_SET TASK_.
Write out again, word for word, the lines below from the line that holds "Output the web" through the line that holds "on = false;", omitting pictures.

====== EXTRACTED INFORMATION

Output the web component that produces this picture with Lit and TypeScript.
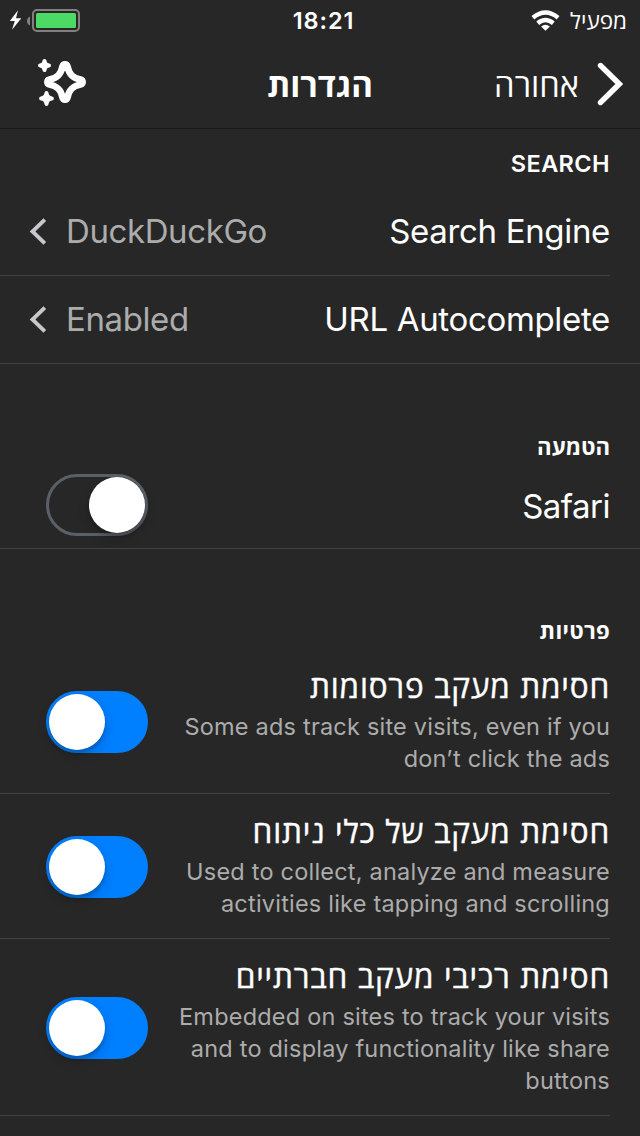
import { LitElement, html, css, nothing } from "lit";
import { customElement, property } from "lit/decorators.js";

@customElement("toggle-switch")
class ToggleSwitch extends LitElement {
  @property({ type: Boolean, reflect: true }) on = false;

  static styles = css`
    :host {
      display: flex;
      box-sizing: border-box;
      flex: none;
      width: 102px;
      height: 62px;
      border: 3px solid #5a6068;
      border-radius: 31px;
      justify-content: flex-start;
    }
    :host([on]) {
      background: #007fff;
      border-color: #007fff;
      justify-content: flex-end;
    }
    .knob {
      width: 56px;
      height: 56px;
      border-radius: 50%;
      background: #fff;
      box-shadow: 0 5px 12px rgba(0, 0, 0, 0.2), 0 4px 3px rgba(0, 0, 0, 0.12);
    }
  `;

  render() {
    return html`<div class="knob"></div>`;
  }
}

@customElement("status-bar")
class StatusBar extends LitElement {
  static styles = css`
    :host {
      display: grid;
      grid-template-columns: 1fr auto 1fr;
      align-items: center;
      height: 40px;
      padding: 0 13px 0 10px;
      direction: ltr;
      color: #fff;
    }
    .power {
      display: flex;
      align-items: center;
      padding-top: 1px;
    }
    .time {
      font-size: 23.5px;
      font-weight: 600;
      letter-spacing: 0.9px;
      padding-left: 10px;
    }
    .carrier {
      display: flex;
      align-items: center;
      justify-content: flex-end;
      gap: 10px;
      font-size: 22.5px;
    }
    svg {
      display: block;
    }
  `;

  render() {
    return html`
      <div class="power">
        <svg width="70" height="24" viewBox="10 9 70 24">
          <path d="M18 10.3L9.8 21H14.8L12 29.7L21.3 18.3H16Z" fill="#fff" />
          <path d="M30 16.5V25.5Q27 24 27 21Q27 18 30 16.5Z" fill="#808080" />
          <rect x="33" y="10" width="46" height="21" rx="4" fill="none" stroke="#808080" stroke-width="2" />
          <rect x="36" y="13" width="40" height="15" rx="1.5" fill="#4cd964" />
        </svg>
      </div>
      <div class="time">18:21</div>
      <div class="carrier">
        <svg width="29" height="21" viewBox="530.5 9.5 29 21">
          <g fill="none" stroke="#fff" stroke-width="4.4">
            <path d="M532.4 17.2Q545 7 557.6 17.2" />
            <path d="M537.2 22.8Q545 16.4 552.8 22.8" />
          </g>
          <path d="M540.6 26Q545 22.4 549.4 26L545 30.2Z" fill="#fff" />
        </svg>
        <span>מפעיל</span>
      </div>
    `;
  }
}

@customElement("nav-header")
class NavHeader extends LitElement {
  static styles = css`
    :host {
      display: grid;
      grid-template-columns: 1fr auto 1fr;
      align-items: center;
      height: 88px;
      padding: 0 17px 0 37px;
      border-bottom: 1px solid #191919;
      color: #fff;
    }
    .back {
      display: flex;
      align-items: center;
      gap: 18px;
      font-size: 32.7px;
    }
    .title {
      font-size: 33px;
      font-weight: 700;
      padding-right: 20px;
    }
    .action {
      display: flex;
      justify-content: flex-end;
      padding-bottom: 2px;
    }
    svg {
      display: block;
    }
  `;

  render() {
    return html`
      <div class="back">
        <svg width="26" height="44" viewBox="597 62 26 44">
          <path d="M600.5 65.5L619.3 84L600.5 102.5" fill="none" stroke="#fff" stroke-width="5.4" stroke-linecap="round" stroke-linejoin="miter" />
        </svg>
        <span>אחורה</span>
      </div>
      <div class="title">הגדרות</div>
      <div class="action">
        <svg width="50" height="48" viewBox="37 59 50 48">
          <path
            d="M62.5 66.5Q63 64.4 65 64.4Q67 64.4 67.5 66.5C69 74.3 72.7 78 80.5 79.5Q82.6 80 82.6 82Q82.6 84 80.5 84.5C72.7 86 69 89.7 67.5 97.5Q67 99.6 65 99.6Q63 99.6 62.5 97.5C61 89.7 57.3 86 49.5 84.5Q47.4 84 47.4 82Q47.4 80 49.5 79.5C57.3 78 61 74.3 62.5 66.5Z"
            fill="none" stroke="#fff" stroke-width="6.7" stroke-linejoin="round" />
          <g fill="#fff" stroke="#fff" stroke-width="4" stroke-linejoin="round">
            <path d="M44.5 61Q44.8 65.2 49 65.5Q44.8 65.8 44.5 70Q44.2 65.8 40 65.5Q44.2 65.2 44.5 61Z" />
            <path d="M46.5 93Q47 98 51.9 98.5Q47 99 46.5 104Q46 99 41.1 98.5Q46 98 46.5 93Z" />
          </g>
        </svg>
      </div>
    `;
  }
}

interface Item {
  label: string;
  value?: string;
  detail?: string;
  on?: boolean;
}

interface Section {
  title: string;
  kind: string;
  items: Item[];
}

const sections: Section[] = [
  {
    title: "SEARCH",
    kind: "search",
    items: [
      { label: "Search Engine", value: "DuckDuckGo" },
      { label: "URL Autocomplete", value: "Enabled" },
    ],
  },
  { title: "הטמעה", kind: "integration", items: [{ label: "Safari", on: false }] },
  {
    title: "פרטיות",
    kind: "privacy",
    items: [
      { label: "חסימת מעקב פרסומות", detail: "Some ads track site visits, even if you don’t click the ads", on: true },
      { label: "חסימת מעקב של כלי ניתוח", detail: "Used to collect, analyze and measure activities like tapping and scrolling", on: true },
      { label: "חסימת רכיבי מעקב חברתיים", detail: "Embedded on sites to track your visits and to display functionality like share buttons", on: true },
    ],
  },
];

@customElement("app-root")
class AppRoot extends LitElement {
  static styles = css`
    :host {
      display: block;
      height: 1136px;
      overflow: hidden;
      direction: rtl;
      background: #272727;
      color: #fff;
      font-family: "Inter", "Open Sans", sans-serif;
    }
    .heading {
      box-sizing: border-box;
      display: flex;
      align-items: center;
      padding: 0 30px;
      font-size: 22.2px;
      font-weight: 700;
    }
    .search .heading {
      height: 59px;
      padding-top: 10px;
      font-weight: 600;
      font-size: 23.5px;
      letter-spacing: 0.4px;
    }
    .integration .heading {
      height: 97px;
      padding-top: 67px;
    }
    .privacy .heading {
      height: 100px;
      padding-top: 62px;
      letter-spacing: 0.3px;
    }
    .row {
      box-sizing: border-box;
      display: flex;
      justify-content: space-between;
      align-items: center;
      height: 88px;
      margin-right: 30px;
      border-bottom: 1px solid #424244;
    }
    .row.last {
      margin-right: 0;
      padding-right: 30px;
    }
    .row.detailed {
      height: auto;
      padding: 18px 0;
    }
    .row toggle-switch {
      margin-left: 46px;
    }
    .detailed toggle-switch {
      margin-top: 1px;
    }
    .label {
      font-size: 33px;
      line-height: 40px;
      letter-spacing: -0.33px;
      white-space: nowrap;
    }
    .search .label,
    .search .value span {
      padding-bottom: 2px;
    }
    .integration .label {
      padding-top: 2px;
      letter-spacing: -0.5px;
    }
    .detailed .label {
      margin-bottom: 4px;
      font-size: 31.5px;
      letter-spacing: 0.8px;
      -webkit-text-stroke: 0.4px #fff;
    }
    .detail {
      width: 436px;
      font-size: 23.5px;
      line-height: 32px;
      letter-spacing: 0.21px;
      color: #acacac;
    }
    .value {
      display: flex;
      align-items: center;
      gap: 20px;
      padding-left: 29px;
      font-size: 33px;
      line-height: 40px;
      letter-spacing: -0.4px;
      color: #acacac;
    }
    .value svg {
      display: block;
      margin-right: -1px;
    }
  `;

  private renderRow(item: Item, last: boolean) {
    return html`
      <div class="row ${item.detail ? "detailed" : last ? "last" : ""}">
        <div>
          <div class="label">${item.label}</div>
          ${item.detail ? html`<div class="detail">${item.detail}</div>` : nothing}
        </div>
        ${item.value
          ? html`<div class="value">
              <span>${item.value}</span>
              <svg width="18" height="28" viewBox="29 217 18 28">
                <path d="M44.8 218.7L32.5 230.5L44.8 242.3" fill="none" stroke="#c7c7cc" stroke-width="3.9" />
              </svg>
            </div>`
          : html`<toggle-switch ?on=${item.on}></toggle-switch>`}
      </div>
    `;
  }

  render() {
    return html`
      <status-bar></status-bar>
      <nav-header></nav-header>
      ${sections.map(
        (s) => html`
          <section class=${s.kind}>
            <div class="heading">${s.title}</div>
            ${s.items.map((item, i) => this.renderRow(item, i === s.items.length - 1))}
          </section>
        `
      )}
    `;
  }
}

============
====== EXTRACTED INFORMATION

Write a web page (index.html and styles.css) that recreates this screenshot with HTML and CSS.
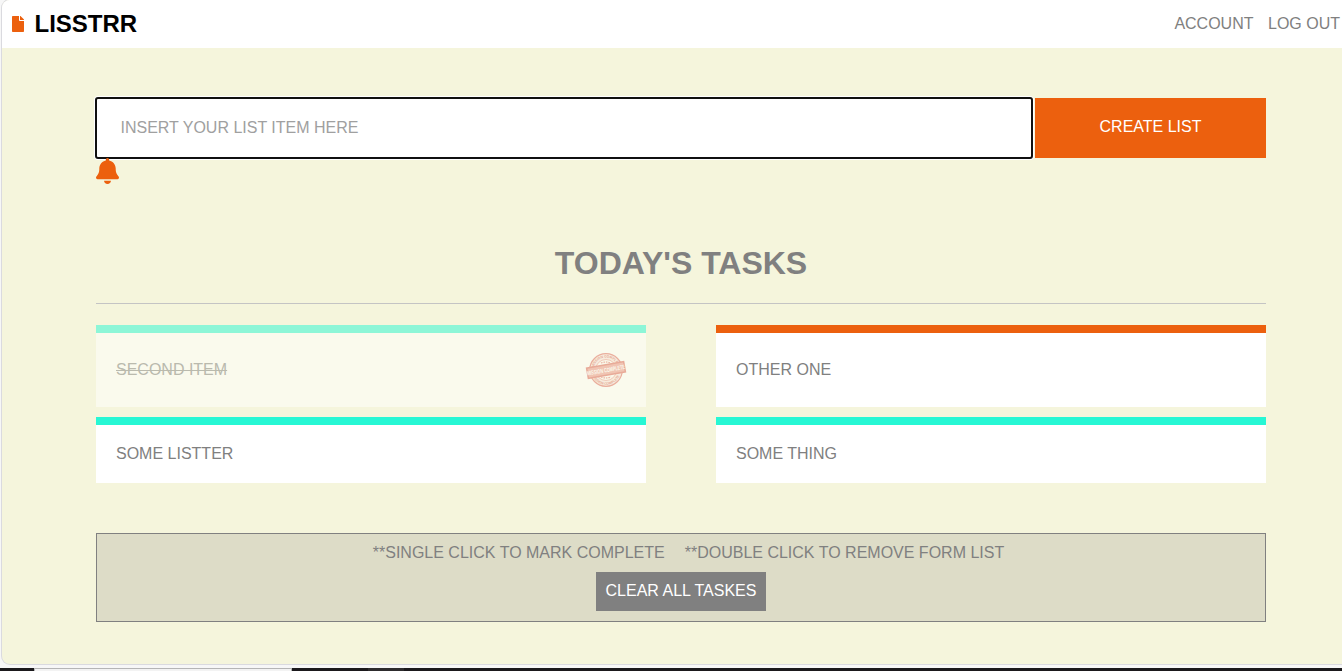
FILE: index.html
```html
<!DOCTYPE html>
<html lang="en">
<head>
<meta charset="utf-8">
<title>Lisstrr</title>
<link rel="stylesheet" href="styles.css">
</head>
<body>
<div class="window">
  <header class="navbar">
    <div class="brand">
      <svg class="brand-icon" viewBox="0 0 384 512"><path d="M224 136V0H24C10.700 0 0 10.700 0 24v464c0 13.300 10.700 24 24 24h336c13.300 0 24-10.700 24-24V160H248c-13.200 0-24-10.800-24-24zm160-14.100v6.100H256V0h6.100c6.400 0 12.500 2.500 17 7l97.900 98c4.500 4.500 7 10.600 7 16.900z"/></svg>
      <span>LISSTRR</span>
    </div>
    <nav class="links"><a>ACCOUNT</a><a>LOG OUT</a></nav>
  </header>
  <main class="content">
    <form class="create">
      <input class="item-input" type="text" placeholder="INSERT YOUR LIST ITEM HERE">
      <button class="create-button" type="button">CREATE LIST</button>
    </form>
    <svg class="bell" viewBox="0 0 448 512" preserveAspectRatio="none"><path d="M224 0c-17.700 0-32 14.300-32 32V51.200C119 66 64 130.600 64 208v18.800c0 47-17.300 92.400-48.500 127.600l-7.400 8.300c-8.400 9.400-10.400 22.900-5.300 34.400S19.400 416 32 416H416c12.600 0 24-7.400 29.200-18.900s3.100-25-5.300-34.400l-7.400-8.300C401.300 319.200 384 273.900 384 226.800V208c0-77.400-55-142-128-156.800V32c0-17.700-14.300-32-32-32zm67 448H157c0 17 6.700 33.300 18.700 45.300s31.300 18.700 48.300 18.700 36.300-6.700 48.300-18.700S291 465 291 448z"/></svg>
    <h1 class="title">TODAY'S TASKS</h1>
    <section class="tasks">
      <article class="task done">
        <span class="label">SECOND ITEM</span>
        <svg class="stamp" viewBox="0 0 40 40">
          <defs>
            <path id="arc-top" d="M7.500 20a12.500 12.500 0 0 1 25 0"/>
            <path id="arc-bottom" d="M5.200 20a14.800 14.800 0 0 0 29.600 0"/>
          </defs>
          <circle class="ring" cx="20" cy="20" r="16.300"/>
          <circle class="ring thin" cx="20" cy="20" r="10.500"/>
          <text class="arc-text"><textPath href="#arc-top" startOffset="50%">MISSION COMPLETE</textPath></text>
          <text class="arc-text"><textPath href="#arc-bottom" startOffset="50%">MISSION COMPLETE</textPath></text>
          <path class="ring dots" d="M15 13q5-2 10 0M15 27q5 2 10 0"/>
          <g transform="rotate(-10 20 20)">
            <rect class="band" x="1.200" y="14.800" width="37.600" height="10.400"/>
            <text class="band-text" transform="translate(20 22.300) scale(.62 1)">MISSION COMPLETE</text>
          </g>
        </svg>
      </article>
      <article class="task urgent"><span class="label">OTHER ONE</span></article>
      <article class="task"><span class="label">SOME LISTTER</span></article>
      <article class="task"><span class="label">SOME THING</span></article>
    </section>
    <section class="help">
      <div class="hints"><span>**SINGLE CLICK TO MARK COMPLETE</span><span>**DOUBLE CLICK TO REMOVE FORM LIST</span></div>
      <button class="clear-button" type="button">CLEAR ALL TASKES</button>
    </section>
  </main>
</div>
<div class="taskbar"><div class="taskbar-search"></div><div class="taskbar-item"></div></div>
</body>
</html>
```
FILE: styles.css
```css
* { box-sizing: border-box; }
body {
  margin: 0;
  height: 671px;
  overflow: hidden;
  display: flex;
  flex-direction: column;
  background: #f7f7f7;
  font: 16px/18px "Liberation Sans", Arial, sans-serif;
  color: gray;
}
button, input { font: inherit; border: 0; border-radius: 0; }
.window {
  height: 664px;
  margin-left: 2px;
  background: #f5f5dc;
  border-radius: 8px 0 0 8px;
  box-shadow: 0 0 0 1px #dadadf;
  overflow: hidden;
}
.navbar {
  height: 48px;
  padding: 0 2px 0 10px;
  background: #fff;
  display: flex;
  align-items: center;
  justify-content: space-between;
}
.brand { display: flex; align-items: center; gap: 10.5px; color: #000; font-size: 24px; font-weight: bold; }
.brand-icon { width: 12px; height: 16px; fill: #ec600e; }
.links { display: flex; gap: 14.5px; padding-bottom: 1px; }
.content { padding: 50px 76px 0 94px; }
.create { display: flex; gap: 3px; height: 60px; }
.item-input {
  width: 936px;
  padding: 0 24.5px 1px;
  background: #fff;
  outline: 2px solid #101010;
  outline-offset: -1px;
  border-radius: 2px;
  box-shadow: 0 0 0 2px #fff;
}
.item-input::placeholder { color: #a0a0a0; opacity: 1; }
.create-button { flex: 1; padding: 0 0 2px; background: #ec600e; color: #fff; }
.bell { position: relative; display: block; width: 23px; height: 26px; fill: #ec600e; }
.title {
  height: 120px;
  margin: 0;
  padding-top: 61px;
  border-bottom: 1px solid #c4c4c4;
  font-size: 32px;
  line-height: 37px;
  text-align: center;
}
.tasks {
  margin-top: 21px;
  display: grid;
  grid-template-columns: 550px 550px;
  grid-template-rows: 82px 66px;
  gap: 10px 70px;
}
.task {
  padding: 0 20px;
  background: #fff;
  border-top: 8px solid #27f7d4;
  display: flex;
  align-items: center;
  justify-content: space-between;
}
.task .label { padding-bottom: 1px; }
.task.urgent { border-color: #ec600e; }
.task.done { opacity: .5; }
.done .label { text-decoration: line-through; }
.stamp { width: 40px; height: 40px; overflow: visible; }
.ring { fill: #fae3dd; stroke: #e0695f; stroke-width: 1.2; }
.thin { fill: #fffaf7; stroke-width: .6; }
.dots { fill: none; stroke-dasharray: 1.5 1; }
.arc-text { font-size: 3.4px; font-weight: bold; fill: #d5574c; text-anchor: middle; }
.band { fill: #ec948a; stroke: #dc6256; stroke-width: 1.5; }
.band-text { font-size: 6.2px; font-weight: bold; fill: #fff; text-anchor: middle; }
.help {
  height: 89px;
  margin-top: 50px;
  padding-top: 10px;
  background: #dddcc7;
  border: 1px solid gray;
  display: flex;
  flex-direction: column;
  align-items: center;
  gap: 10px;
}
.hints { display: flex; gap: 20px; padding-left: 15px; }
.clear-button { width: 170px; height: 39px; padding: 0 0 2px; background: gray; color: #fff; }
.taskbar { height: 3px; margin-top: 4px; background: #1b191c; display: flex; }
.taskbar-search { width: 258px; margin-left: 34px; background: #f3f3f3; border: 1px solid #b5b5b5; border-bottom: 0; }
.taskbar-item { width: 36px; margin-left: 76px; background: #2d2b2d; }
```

============
====== EXTRACTED INFORMATION

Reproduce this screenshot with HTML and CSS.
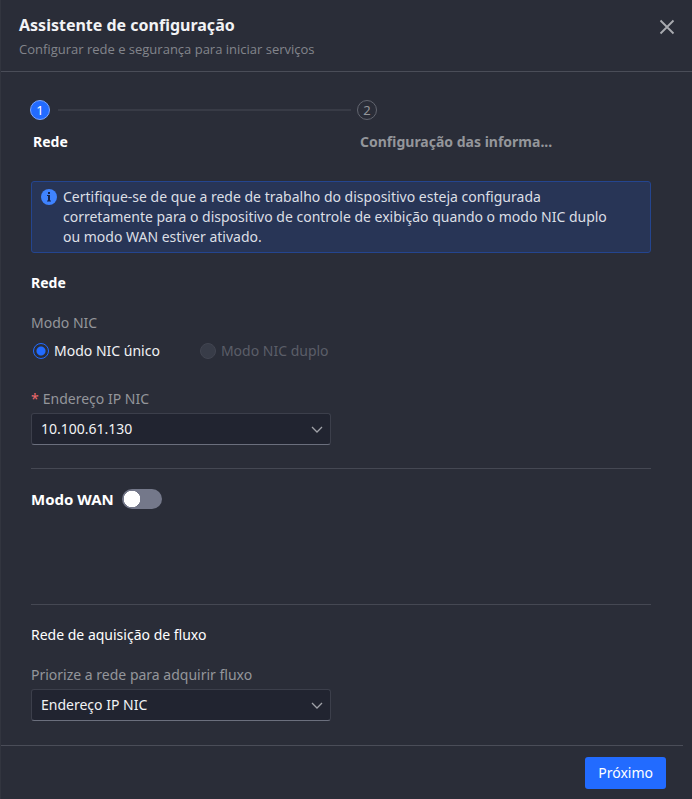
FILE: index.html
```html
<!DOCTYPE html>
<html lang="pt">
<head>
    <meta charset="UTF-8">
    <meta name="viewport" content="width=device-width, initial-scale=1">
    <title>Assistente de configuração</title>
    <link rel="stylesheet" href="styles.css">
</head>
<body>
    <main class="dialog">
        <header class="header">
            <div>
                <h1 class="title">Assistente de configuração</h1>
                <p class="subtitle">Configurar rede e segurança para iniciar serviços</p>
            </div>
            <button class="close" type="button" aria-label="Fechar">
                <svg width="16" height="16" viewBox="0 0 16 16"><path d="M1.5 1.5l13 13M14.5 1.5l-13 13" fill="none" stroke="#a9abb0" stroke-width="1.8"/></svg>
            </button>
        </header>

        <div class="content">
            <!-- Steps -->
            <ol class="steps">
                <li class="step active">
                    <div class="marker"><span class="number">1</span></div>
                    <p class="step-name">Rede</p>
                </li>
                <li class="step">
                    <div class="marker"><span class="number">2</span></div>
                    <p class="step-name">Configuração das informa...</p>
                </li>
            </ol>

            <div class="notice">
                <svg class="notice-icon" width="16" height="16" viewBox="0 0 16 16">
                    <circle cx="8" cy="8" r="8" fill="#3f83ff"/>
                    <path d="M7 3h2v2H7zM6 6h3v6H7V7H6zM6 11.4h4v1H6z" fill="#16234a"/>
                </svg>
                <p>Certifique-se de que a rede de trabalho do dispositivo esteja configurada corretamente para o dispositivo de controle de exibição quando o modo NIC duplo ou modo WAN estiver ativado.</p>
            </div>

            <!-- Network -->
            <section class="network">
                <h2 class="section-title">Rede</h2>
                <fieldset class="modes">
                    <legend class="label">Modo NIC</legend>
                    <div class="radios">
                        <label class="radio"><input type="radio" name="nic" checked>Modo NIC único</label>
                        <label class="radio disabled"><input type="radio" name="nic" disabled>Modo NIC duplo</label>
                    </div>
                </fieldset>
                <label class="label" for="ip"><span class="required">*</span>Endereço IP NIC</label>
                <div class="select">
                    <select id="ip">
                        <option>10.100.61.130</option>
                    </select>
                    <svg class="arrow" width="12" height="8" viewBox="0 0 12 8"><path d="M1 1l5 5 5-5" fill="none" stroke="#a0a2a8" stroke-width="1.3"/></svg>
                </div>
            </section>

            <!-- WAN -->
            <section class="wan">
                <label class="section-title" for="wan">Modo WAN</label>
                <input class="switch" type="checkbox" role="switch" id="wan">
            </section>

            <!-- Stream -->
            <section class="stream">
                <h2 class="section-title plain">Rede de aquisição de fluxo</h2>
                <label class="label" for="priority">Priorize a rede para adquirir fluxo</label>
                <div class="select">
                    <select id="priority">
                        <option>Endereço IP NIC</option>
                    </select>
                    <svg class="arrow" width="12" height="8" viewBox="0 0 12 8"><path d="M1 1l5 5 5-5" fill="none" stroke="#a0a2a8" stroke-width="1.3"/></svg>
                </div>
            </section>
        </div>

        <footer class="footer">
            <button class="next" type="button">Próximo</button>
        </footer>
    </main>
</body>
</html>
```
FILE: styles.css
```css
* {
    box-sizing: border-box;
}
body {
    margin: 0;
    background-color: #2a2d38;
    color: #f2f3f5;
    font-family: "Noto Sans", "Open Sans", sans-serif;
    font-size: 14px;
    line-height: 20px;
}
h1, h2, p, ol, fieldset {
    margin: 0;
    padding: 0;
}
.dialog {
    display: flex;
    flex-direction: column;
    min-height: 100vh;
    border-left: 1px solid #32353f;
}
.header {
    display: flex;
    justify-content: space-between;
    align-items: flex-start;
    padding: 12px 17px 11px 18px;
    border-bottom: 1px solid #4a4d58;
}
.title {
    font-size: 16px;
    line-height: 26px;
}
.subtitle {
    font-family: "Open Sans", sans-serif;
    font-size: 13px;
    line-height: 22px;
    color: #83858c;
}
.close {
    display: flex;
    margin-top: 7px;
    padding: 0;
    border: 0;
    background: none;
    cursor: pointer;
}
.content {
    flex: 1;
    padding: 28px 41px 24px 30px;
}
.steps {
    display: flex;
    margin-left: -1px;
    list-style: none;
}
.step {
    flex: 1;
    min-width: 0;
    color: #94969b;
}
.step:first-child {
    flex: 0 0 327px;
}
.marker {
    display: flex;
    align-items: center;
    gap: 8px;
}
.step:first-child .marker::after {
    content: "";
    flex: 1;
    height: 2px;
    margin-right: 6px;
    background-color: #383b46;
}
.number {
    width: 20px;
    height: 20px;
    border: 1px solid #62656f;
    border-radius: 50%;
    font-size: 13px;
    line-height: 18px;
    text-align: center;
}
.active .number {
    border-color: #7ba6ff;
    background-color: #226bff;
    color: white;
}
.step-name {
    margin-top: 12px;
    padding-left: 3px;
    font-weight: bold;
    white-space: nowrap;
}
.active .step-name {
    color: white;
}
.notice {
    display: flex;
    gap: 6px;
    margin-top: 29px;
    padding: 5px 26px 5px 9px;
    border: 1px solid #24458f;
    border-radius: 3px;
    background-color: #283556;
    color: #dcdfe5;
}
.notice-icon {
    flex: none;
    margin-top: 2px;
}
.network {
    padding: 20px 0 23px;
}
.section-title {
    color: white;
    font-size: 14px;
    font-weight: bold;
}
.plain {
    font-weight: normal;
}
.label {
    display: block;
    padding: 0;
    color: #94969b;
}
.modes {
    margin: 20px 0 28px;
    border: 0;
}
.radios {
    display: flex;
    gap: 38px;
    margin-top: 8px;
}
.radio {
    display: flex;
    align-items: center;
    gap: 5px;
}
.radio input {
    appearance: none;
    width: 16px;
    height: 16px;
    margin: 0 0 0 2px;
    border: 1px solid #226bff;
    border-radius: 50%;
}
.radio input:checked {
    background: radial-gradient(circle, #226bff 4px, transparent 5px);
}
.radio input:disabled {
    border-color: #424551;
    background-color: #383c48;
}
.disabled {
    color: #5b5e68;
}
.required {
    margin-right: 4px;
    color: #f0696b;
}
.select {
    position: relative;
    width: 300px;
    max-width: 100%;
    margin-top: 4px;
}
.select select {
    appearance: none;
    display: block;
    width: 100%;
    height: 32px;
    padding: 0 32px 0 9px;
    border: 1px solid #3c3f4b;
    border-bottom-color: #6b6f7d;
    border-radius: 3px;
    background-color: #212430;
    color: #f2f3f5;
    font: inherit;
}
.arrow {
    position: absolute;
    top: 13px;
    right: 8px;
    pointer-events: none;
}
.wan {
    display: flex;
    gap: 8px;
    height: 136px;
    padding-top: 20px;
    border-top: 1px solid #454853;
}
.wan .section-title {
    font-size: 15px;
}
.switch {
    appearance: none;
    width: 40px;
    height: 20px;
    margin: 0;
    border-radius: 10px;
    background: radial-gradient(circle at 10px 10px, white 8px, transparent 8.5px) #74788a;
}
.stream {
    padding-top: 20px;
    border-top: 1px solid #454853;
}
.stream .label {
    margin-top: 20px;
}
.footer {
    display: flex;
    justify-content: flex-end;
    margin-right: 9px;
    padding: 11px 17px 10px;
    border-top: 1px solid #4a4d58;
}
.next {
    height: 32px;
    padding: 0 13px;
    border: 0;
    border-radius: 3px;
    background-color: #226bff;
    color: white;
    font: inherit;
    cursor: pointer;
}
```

============

_RESPONSE TO THE TASK_.
Output the web component that produces this picture with Lit and TypeScript.
import { LitElement, html, css, nothing } from "lit";
import { customElement, property } from "lit/decorators.js";

@customElement("toggle-switch")
class ToggleSwitch extends LitElement {
  @property({ type: Boolean, reflect: true }) on = false;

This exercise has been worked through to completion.